Both drives continue to be mounted RW and are in fact writable unless the directory is contained in the inode that’s being reported. df -i shows less than 1% inode use for both drives.


#6

Hi,

I have exactly the same problem – 1 external 2TB external hard drive, same ext4 error message, the drive is recent and smartctl does not report any error. Did you find the source of your problem?


#7

I wish. Still having the problem. I actually get a variety of ext4 errors. I have replaced the USB adapters with no change, and I have also replaced the Raspberry Pi itself which didn’t fix the problem either. So I don’t think it’s a hardware error. My best guess at this point is that there’s some kind of mismatch between stock OSMC and some drive tool that I installed. I haven’t had time to do a full re-install, but that is what I would do next. One thing you can try is to use tune2fs to turn off metadata_csum. That actually changed the ext4 errors I was getting, but didn’t fix the issue. If you figure it out, please post back. Thanks.


#8

Looking at the original post, you have one drive that you are updating – how isn’t clear – and one that is some kind of backup of the first, using rsync.

Unfortunately, if you’re, for example, torrenting to the first disk, it might be an issue with the torrent client, (the log is no longer available) and we don’t know anything about how you chose to rsync data to the second disk

I would agree that the best approach is to reinstall OSMC and see if the problem still occurs on an unmodified installation, with both disks attached. Then make changes one at a time.


#9

It isn’t just the torrent client. It happens with any process that write to the disk which leads me to believe it’s an OS issue. Reading from the disk is fine until something writes to it.


#10

Clearly, we don’t see many issues like this on OSMC, so your problem is very rare.

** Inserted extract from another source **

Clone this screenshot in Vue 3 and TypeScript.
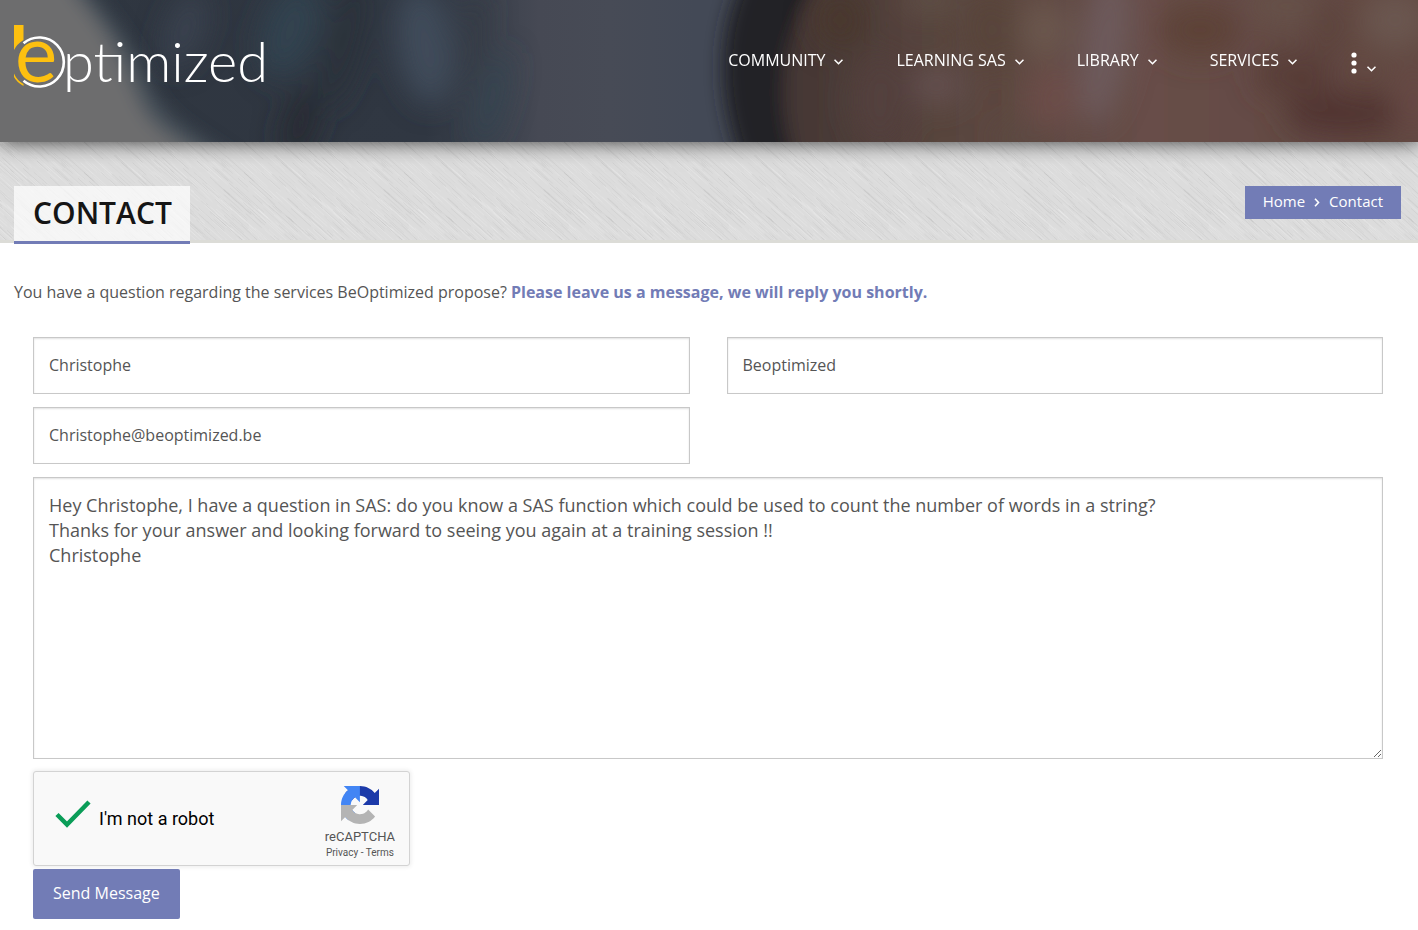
<script setup lang="ts">
import { ref } from 'vue'

interface Blob { x: number; y: number; rx: number; ry: number; c: string; a?: number }
interface Streak { x: number; y: number; l: number; c: string; o: number }

const menu: string[] = ['Community', 'Learning SAS', 'Library', 'Services']

const firstName = ref('Christophe')
const lastName = ref('Beoptimized')
const email = ref('Christophe@beoptimized.be')
const message = ref(
  'Hey Christophe, I have a question in SAS: do you know a SAS function which could be used to count the number of words in a string?\nThanks for your answer and looking forward to seeing you again at a training session !!\nChristophe'
)
const human = ref(true)

// Out-of-focus patches of the banner backdrop
const blobs: Blob[] = [
  { x: 185, y: 30, rx: 18, ry: 40, c: '#3a4350', a: 20 },
  { x: 290, y: 30, rx: 28, ry: 50, c: '#33434f', a: 20 },
  { x: 300, y: 125, rx: 16, ry: 40, c: '#272b33', a: 15 },
  { x: 345, y: 40, rx: 18, ry: 70, c: '#2a323a', a: 15 },
  { x: 425, y: 45, rx: 28, ry: 60, c: '#3f4c5a', a: -8 },
  { x: 470, y: 40, rx: 12, ry: 50, c: '#343a44', a: 12 },
  { x: 492, y: 100, rx: 12, ry: 50, c: '#364451', a: 15 },
  { x: 840, y: 20, rx: 26, ry: 30, c: '#4a392f' },
  { x: 880, y: 100, rx: 30, ry: 50, c: '#523f3d' },
  { x: 938, y: 85, rx: 26, ry: 20, c: '#63504f' },
  { x: 930, y: 0, rx: 30, ry: 14, c: '#5f5046' },
  { x: 990, y: 30, rx: 28, ry: 40, c: '#58443b' },
  { x: 1052, y: 98, rx: 26, ry: 34, c: '#6c4d4a' },
  { x: 1025, y: 138, rx: 30, ry: 14, c: '#5c4a42' },
  { x: 1045, y: 30, rx: 26, ry: 30, c: '#6a564e' },
  { x: 1105, y: 45, rx: 24, ry: 80, c: '#6d5a5b', a: 8 },
  { x: 1200, y: 30, rx: 40, ry: 28, c: '#5d4239' },
  { x: 1285, y: 6, rx: 40, ry: 18, c: '#66514a' },
  { x: 1295, y: 75, rx: 40, ry: 24, c: '#583e38' },
  { x: 1345, y: 114, rx: 60, ry: 22, c: '#513530' },
  { x: 1330, y: 28, rx: 20, ry: 30, c: '#5d443d' },
  { x: 1395, y: 20, rx: 34, ry: 30, c: '#6b5750' },
  { x: 1414, y: 100, rx: 20, ry: 38, c: '#664845' }
]

// Brushed texture tile: reproducible pseudo-random strokes
let seed = 17
const rnd = (): number => {
  seed = (seed * 16807) % 2147483647
  return seed / 2147483647
}
const streaks: Streak[] = []
for (let i = 0; i < 420; i++) {
  const s = { x: rnd() * 160, y: rnd() * 100, l: 6 + rnd() * 24, c: rnd() > 0.42 ? '#fff' : '#999', o: 0.05 + rnd() * 0.12 }
  for (const dx of [-160, 0]) for (const dy of [-100, 0]) streaks.push({ ...s, x: s.x + dx, y: s.y + dy })
}
</script>

<template>
  <div class="page">
    <header class="banner">
      <svg class="backdrop" viewBox="0 0 1418 142" preserveAspectRatio="none" aria-hidden="true">
        <defs>
          <linearGradient id="tone" x1="0" x2="1" y1="0" y2="0">
            <stop offset="0" stop-color="#2f3640" />
            <stop offset="0.3" stop-color="#303742" />
            <stop offset="0.34" stop-color="#3a404b" />
            <stop offset="0.38" stop-color="#464954" />
            <stop offset="0.43" stop-color="#474b56" />
            <stop offset="0.49" stop-color="#434956" />
          </linearGradient>
          <linearGradient id="skin" x1="0" x2="1" y1="0" y2="0">
            <stop offset="0" stop-color="#433634" />
            <stop offset="0.2" stop-color="#57443d" />
            <stop offset="0.5" stop-color="#674e48" />
            <stop offset="1" stop-color="#604640" />
          </linearGradient>
          <filter id="soft" x="-20%" y="-50%" width="140%" height="200%"><feGaussianBlur stdDeviation="14" /></filter>
          <filter id="edge" x="-20%" y="-50%" width="140%" height="200%"><feGaussianBlur stdDeviation="9" /></filter>
        </defs>
        <rect width="1418" height="142" fill="url(#tone)" />
        <g filter="url(#edge)">
          <path d="M770 -60 C705 10 710 120 765 210 H1500 V-60Z" fill="#232325" />
          <path d="M850 -60 C770 30 765 120 820 210 H1500 V-60Z" fill="url(#skin)" />
        </g>
        <g filter="url(#soft)">
          <ellipse
            v-for="(b, i) in blobs" :key="i"
            :cx="b.x" :cy="b.y" :rx="b.rx" :ry="b.ry" :fill="b.c"
            :transform="`rotate(${b.a ?? 0} ${b.x} ${b.y})`"
          />
        </g>
        <g filter="url(#edge)">
          <path d="M-60 -60 H60 L92 -5 C125 35 140 60 152 90 C165 120 190 130 232 160 V210 H-60Z" fill="#4a535b" />
          <path d="M-60 -60 H40 L75 -5 C115 40 125 70 138 100 C148 125 165 135 200 155 V210 H-60Z" fill="#6d6d6e" />
        </g>
      </svg>

      <a class="logo" href="#" aria-label="Beoptimized">
        <svg width="252" height="72" viewBox="0 0 252 72">
          <path d="M0 0H9.500V15Q3 19 0 25Z" fill="#fdc010" />
          <path d="M0 48.500Q3 55.500 9.500 59V61Q2.500 57 0 52Z" fill="#fdc010" />
          <path d="M9.500 18.300A24.500 24.500 0 1 1 9.500 55.700" fill="none" stroke="#fff" stroke-width="2.600" />
          <text class="mark" x="1" y="57">e</text>
          <text class="word" x="49" y="57">ptimized</text>
        </svg>
      </a>

      <nav class="menu" aria-label="Main">
        <a v-for="m in menu" :key="m" href="#">
          {{ m }}
          <svg class="caret" width="9" height="6" viewBox="0 0 9 6"><path d="M0.500 0.700L4.500 4.700L8.500 0.700" /></svg>
        </a>
        <button class="more" type="button" aria-label="More">
          <svg width="26" height="22" viewBox="0 0 26 22">
            <g fill="#fff"><circle cx="4" cy="3" r="2.600" /><circle cx="4" cy="11" r="2.600" /><circle cx="4" cy="19" r="2.600" /></g>
            <path class="tick" d="M17.500 14.700L21.500 18.700L25.500 14.700" />
          </svg>
        </button>
      </nav>
    </header>

    <section class="title-band">
      <svg class="texture" width="100%" height="100%" aria-hidden="true">
        <defs>
          <pattern id="brushed" width="160" height="100" patternUnits="userSpaceOnUse">
            <line
              v-for="(s, i) in streaks" :key="i"
              :x1="s.x" :y1="s.y" :x2="s.x + s.l" :y2="s.y + s.l * 0.9"
              :stroke="s.c" :stroke-opacity="s.o"
            />
          </pattern>
        </defs>
        <rect width="100%" height="100%" fill="url(#brushed)" />
      </svg>
      <h1>CONTACT</h1>
      <nav class="crumbs" aria-label="Breadcrumb">
        <a href="#">Home</a>
        <svg width="6" height="9" viewBox="0 0 6 9"><path d="M1 0.700L4.500 4.500L1 8.300" /></svg>
        <a href="#">Contact</a>
      </nav>
    </section>

    <main>
      <p class="intro">
        You have a question regarding the services BeOptimized propose?
        <strong>Please leave us a message, we will reply you shortly.</strong>
      </p>
      <form @submit.prevent>
        <div class="fields">
          <input v-model="firstName" type="text" aria-label="First name" />
          <input v-model="lastName" type="text" aria-label="Last name" />
          <input v-model="email" type="email" aria-label="Email" />
        </div>
        <textarea v-model="message" aria-label="Message" spellcheck="false"></textarea>
        <div class="captcha">
          <label class="check">
            <input v-model="human" type="checkbox" />
            <svg width="36" height="28" viewBox="0 0 36 28">
              <path v-if="human" d="M2 14.500L12 24.500L34 2" fill="none" stroke="#0a9d58" stroke-width="4.500" />
            </svg>
            <span>I'm not a robot</span>
          </label>
          <div class="brand">
            <svg width="38" height="38" viewBox="0 0 64 64">
              <path fill="#1c3aa9" d="M64 31.955l-.033-1.370V4.687l-7.160 7.160C50.948 4.674 42.033.093 32.050.093c-10.389 0-19.622 4.960-25.458 12.640l11.736 11.860a15.550 15.550 0 0 1 4.754-5.334c2.050-1.600 4.952-2.906 8.968-2.906.485 0 .860.057 1.135.163 4.976.393 9.288 3.140 11.828 7.124l-8.307 8.307L64 31.953" />
              <path fill="#4285f4" d="M31.862.094l-1.370.033H4.594l7.160 7.160C4.580 13.147 0 22.060 0 32.046c0 10.388 4.960 19.622 12.640 25.458L24.500 45.768a15.550 15.550 0 0 1-5.334-4.754c-1.600-2.050-2.906-4.952-2.906-8.968 0-.485.057-.860.163-1.135.393-4.976 3.140-9.288 7.124-11.828l8.307 8.307L31.860.095" />
              <path fill="#b4b4b4" d="M.001 32.045l.033 1.370v25.898l7.160-7.160c5.860 7.173 14.774 11.754 24.760 11.754 10.388 0 19.622-4.960 25.458-12.640l-11.736-11.860a15.550 15.550 0 0 1-4.754 5.334c-2.050 1.600-4.952 2.906-8.968 2.906-.485 0-.860-.057-1.135-.163-4.976-.393-9.288-3.140-11.828-7.124l8.307-8.307L.003 32.047" />
            </svg>
            <span class="brand-name">reCAPTCHA</span>
            <span class="legal"><a href="#">Privacy</a> - <a href="#">Terms</a></span>
          </div>
        </div>
        <button class="send" type="submit">Send Message</button>
      </form>
    </main>
  </div>
</template>

<style>
body {
  margin: 0;
  background: #fff;
}
</style>

<style scoped>
* {
  box-sizing: border-box;
}
.page {
  font-family: 'Open Sans', sans-serif;
  font-size: 16px;
  color: #555;
}
a {
  color: inherit;
  text-decoration: none;
}
.banner {
  position: relative;
  z-index: 2;
  display: flex;
  justify-content: space-between;
  align-items: flex-start;
  height: 142px;
  padding: 25px 42px 0 14px;
  background: #464a55;
  box-shadow: 0 0 20px rgba(0, 0, 0, 0.75);
}
.backdrop {
  position: absolute;
  inset: 0;
  width: 100%;
  height: 100%;
}
.logo,
.menu {
  position: relative;
}
.logo svg {
  display: block;
  overflow: visible;
}
.mark {
  font: 400 80px Lato, sans-serif;
  fill: #fdc010;
}
.word {
  font: 300 56px Lato, sans-serif;
  fill: #fff;
}
.menu {
  display: flex;
  gap: 53px;
  padding-top: 24px;
}
.menu a {
  display: flex;
  align-items: center;
  gap: 9px;
  line-height: 22px;
  height: 22px;
  color: #fff;
  text-transform: uppercase;
}
.caret {
  margin-top: 4px;
}
.caret path,
.tick,
.crumbs path {
  fill: none;
  stroke: #fff;
  stroke-width: 1.6;
}
.more {
  display: flex;
  padding: 3px 0 0;
  border: 0;
  background: none;
}
.title-band {
  position: relative;
  display: flex;
  justify-content: space-between;
  align-items: flex-start;
  padding: 44px 17px 0 14px;
  height: 101px;
  background: #dcdcdc;
  border-bottom: 3px solid #dcdcd7;
}
.texture {
  position: absolute;
  inset: 0;
}
h1 {
  position: relative;
  margin: 0;
  padding: 0 18px 2px 19px;
  border-bottom: 3px solid #727cb6;
  background: rgba(255, 255, 255, 0.7);
  font-size: 30px;
  line-height: 53px;
  font-weight: 600;
  color: #151515;
}
.crumbs {
  position: relative;
  display: flex;
  align-items: center;
  gap: 9px;
  padding: 0 18px;
  background: #727cb6;
  color: #fff;
  font-size: 15px;
  line-height: 33px;
}
.crumbs a {
  margin-top: -2px;
  line-height: 35px;
}
main {
  padding: 37px 35px 11px 14px;
}
.intro {
  margin: 0;
  line-height: 24px;
}
.intro strong {
  font-weight: 700;
  color: #727cb6;
}
form {
  padding: 33px 0 0 19px;
}
.fields {
  display: grid;
  grid-template-columns: 1fr 1fr;
  gap: 13px 37px;
}
input[type='text'],
input[type='email'],
textarea {
  width: 100%;
  border: 1px solid #c8c8c8;
  border-radius: 0;
  outline: 0;
  background: #fff;
  box-shadow: inset 0 1px 2px rgba(0, 0, 0, 0.12);
  color: #555;
  font-family: inherit;
}
input[type='text'],
input[type='email'] {
  height: 57px;
  padding: 0 15px 2px;
  font-size: 16px;
}
textarea {
  display: block;
  height: 282px;
  margin-top: 13px;
  padding: 15px;
  font-size: 18px;
  line-height: 25px;
  resize: vertical;
}
.captcha {
  display: flex;
  justify-content: space-between;
  width: 377px;
  height: 95px;
  margin: 12px 0 3px;
  padding: 0 14px 0 21px;
  border: 1px solid #d3d3d3;
  border-radius: 3px;
  background: #f9f9f9;
  box-shadow: 0 0 4px 1px rgba(0, 0, 0, 0.08);
  font-family: Roboto, sans-serif;
}
.check {
  display: flex;
  align-items: center;
  gap: 8px;
  color: #000;
  font-size: 18px;
}
.check input {
  position: absolute;
  opacity: 0;
}
.check svg {
  margin-bottom: 10px;
}
.brand {
  display: flex;
  flex-direction: column;
  align-items: center;
  padding-top: 14px;
}
.brand-name {
  margin-top: 5px;
  font-size: 13px;
  line-height: 16px;
}
.legal {
  margin-top: 2px;
  font-size: 10px;
  line-height: 12px;
}
.send {
  display: block;
  height: 50px;
  padding: 0 20px 2px;
  border: 0;
  border-radius: 2px;
  background: #727cb6;
  color: #fff;
  font-family: inherit;
  font-size: 16px;
}
</style>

If both disks are the same model from the same producer, it might also be something wrong with either the disk hardware or firmware.


#11

Perhaps, it would help others reading and investing into this if you also provide

  • smartctl -a, complete output info of the hdd/sdd affected and whether this is direct-attached to the Pi or some powered USB-hub is used
  • tune2fs -l, complete ext4 superblock info of the filesystem
  • e2fsck -f -D, output of the file system’s directory optimization after stopping mediacenter and unmount
  • details of special “drive tool(s)” installed

Please, use paste-log to upload the data and provide the URLs, here.


#12

The drives are WD Red 4TB drives. They’re attached directly to the Pi via these adapters. I’ve also tried these which didn’t seem to make a difference. They have their own power supplies.

Output of smartctl
Output of tune2fs
Output of the last e2fsck check

Looking at dpkg.log, it looks like I installed e2fsprogs (1.43.4-2) and smartmontools (6.5+svn4324-1) on top of the base system. e2fsprogs was updated from 1.42.12-2+b1 to 1.43.4-2. Thank you for looking into this, I can’t seem to make any headway.

Edit: I forgot to mention another weird thing that happens. I use udisks to mount the drives by label. sda1 has the label Storage_01, sdb1 is Storage_02. Occasionally, the labels will be swapped and sda1 will be labeled Storage_02 and sdb1 will be labeled Storage_01. Possibly related?


#13

Mmhhh, the only obvious thing I can see is that this hdd never has run a SMART selftest, since the self-test log is empty.
If this would be mine device, I first would run a long smart test which could take hours but you know afterwards that you don’t try to ride a dead horse.

So, run a smartctl -t long … but you have to keep the disk active every few minutes otherwise it could hibernate and you could see an “aborted by user/host” self-test log entry or so. A simple while true do loop touching a file in a directory on the disk’s file system, immediate remove the file and sleep a few minutes is sufficient. With smartctl -a you can check the the progress at the top in the selftest exection status.

The mapping issue sound like some timing difference; as long as the same disk is always mounted to the same mount point, no real problem.
I’m using fstab and the UUID provided by blkid to guarantee that the disks always get to the same mount points, example line in fstab:

UUID=538214da-b9d1-4460-9e87-de3efcb5da0a /mnt/Intenso2766GB ext4 defaults 0 3


#14

Okay. It took me a couple tries to get the long self test to run properly, but it did complete with 0 errors. Please see the updated smartctl -a output. Thank you.


#15

So, this is good news and removes doubts about the reliability of this disk.

I haven’t found much helpful for this specific errors and the firmware of the WD drive, so the pragmatic approach I would use, if fsck is not able to permanently correct the issue: Recreate the file system from scratch.

If there are only large files to be placed on the disks like videos, backups, etc. consider to choose a usage-type with a huge inodes-per-disk-space ratio like I’ve chosen for my 3TB Toshiba disks i.e. mkfs.ext4 -T largefile4 …. The usage-types are listed in /etc/mke2fs.conf.

Also the default reserved disc space for super-user activities is 5% by default which makes around 180-190 GB with your WD drives: A quite large (wasted) amount of disk space with 4 TB drives. You can influence this amount also using mkfs.ext4and the -m parameter.